Peter James Smith's works are a harmonious dichotomy, a symbiosis of science and art, of the physical and the spiritual, and of the present and the past. In his images, we are faced with cinematic panoramas, lovingly and beautifully presented, upon which are superimposed ship's log entries, geometric and astronomical equations, and notebook jottings. The focus of the viewer moves from image to writing, from the flowering of nature to its mathematical underpinnings, and back again.
Smith's work takes us back to the age of colonial exploration and discovery, and also to a similar period in art history, when the wonders of nature were being opened up as an amalgam of the intellectual and mystical by romantic artists such as Caspar David Friedrich. We are aware of the ordered logic of creation, yet that does not mean we cannot also be in awe of the sublime within nature.

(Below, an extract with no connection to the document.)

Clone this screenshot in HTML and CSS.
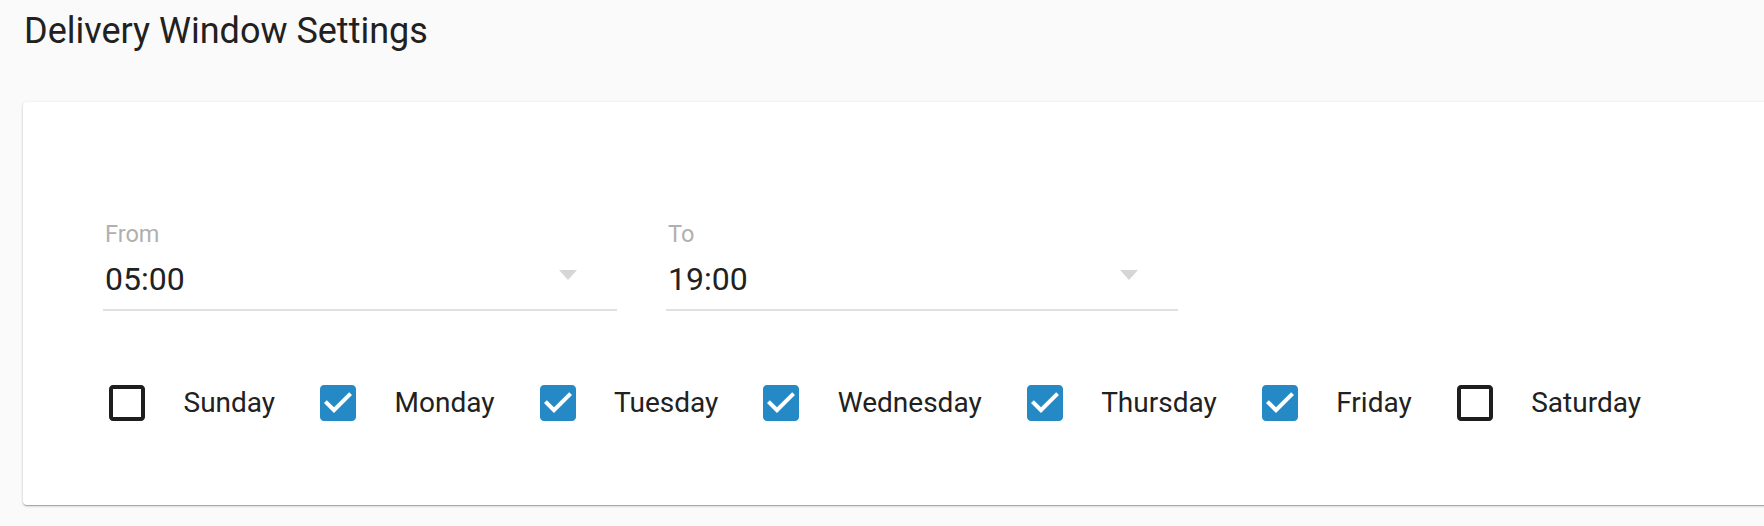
FILE: index.html
```html
<!doctype html>
<html lang="en">
<head>
<meta charset="utf-8">
<title>Delivery Window Settings</title>
<meta name="viewport" content="width=device-width,initial-scale=1">
<link rel="stylesheet" href="styles.css">
</head>
<body>

<h1 class="title">Delivery Window Settings</h1>

<div class="card">
  <!-- time range -->
  <div class="fields">
    <div class="field">
      <label class="field-label">From</label>
      <div class="field-input">
        <span class="field-value">05:00</span>
        <span class="caret"></span>
      </div>
    </div>
    <div class="field">
      <label class="field-label">To</label>
      <div class="field-input">
        <span class="field-value">19:00</span>
        <span class="caret"></span>
      </div>
    </div>
  </div>

  <!-- week days -->
  <div class="days">
    <label class="day">
      <svg class="box" viewBox="0 0 24 24"><path d="M19 5v14H5V5h14m0-2H5c-1.1 0-2 .9-2 2v14c0 1.1.9 2 2 2h14c1.1 0 2-.9 2-2V5c0-1.1-.9-2-2-2z"/></svg>
      <span>Sunday</span>
    </label>
    <label class="day on">
      <svg class="box" viewBox="0 0 24 24"><path d="M19 3H5c-1.11 0-2 .9-2 2v14c0 1.1.89 2 2 2h14c1.11 0 2-.9 2-2V5c0-1.1-.89-2-2-2zm-9 14l-5-5 1.41-1.41L10 14.17l7.59-7.59L19 8l-9 9z"/></svg>
      <span>Monday</span>
    </label>
    <label class="day on">
      <svg class="box" viewBox="0 0 24 24"><path d="M19 3H5c-1.11 0-2 .9-2 2v14c0 1.1.89 2 2 2h14c1.11 0 2-.9 2-2V5c0-1.1-.89-2-2-2zm-9 14l-5-5 1.41-1.41L10 14.17l7.59-7.59L19 8l-9 9z"/></svg>
      <span>Tuesday</span>
    </label>
    <label class="day on">
      <svg class="box" viewBox="0 0 24 24"><path d="M19 3H5c-1.11 0-2 .9-2 2v14c0 1.1.89 2 2 2h14c1.11 0 2-.9 2-2V5c0-1.1-.89-2-2-2zm-9 14l-5-5 1.41-1.41L10 14.17l7.59-7.59L19 8l-9 9z"/></svg>
      <span>Wednesday</span>
    </label>
    <label class="day on">
      <svg class="box" viewBox="0 0 24 24"><path d="M19 3H5c-1.11 0-2 .9-2 2v14c0 1.1.89 2 2 2h14c1.11 0 2-.9 2-2V5c0-1.1-.89-2-2-2zm-9 14l-5-5 1.41-1.41L10 14.17l7.59-7.59L19 8l-9 9z"/></svg>
      <span>Thursday</span>
    </label>
    <label class="day on">
      <svg class="box" viewBox="0 0 24 24"><path d="M19 3H5c-1.11 0-2 .9-2 2v14c0 1.1.89 2 2 2h14c1.11 0 2-.9 2-2V5c0-1.1-.89-2-2-2zm-9 14l-5-5 1.41-1.41L10 14.17l7.59-7.59L19 8l-9 9z"/></svg>
      <span>Friday</span>
    </label>
    <label class="day">
      <svg class="box" viewBox="0 0 24 24"><path d="M19 5v14H5V5h14m0-2H5c-1.1 0-2 .9-2 2v14c0 1.1.9 2 2 2h14c1.1 0 2-.9 2-2V5c0-1.1-.9-2-2-2z"/></svg>
      <span>Saturday</span>
    </label>
  </div>
</div>

</body>
</html>
```

FILE: styles.css
```css
*{box-sizing:border-box;margin:0;padding:0}
html,body{
  height:100%;
  font-family:Roboto,"Helvetica Neue",Arial,sans-serif;
  background:#fafafa;
  color:#212121;
  overflow:hidden;
}
body{padding:0 0 0 23px}

/* page heading */
.title{
  font-size:36px;
  font-weight:400;
  line-height:42px;
  margin:10px 0 50px 1px;
}

/* card, runs off the right edge */
.card{
  background:#fff;
  border-radius:4px;
  margin-right:-40px;
  padding:120px 0 78px 80px;
  box-shadow:0 1px 3px rgba(0,0,0,.2),0 1px 1px rgba(0,0,0,.14),0 2px 1px -1px rgba(0,0,0,.12);
}

/* ---------- selects ---------- */
.fields{display:flex;gap:49px}
.field{width:514px}
.field + .field{width:512px}
.field-label{
  display:block;
  font-size:23.5px;
  line-height:24px;
  color:#b0b0b0;
  padding-left:2px;
}
.field-input{
  display:flex;
  justify-content:space-between;
  margin-top:14px;
  padding:0 40px 11px 2px;
  border-bottom:2px solid #e0e0e0;
}
.field-value{font-size:32px;line-height:38px}
.caret{
  width:0;height:0;
  margin-top:10px;
  border-left:9.5px solid transparent;
  border-right:9.5px solid transparent;
  border-top:10px solid #d6d6d6;
}

/* ---------- checkboxes ---------- */
.days{display:flex;align-items:center;margin-top:68px}
.day{
  display:flex;
  align-items:center;
  margin-right:39px;
  font-size:28px;
  line-height:34px;
}
.box{width:48px;height:48px;margin-right:32.5px;fill:#1e1e1e}
.day.on .box{fill:#2589c5}
```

There is a fluidity to the painting style of Smith which reaches a new height with this exhibition. For the most part, the images have broken free from the artist's earlier use of black framing devices, in many cases now encroaching to the edges of the canvas. In works such as Lake of the Sorrowing Heart and Nine Fathoms' Passage, Dusky Bay, New Zealand, 1773 the scenes - and above all the infinite southern skies - threaten to break out of the canvas and envelop the gallery space.
As if to live up to the exhibition's title, there is more light in these works than in many of Smith's previous paintings. But the light, as the title suggests, is fleeting. These are dusk and late evening scenes for the most part, the images captured in the dying rays of the sun. Not that this is the only interpretation of the title of the exhibition: fugitive can refer to wandering, often as an escape, and as such ties in with the notion of early exploration. Perhaps more importantly, it can refer to the shift of colour over time, a shift which is apparent to anyone who has watched a sunset.
Although the diffuse sky colours are softer and more naturalistic than in some of Smith's earlier works, several of the works also speak of a widening of the artist's palette. In particular, strong reds now make an appearance in works such as And Like a Cross in the Wilderness and the astonishing, painterly Circle of Fire, a work in which the landscape itself takes second billing to the atmospheric effects the artist has created.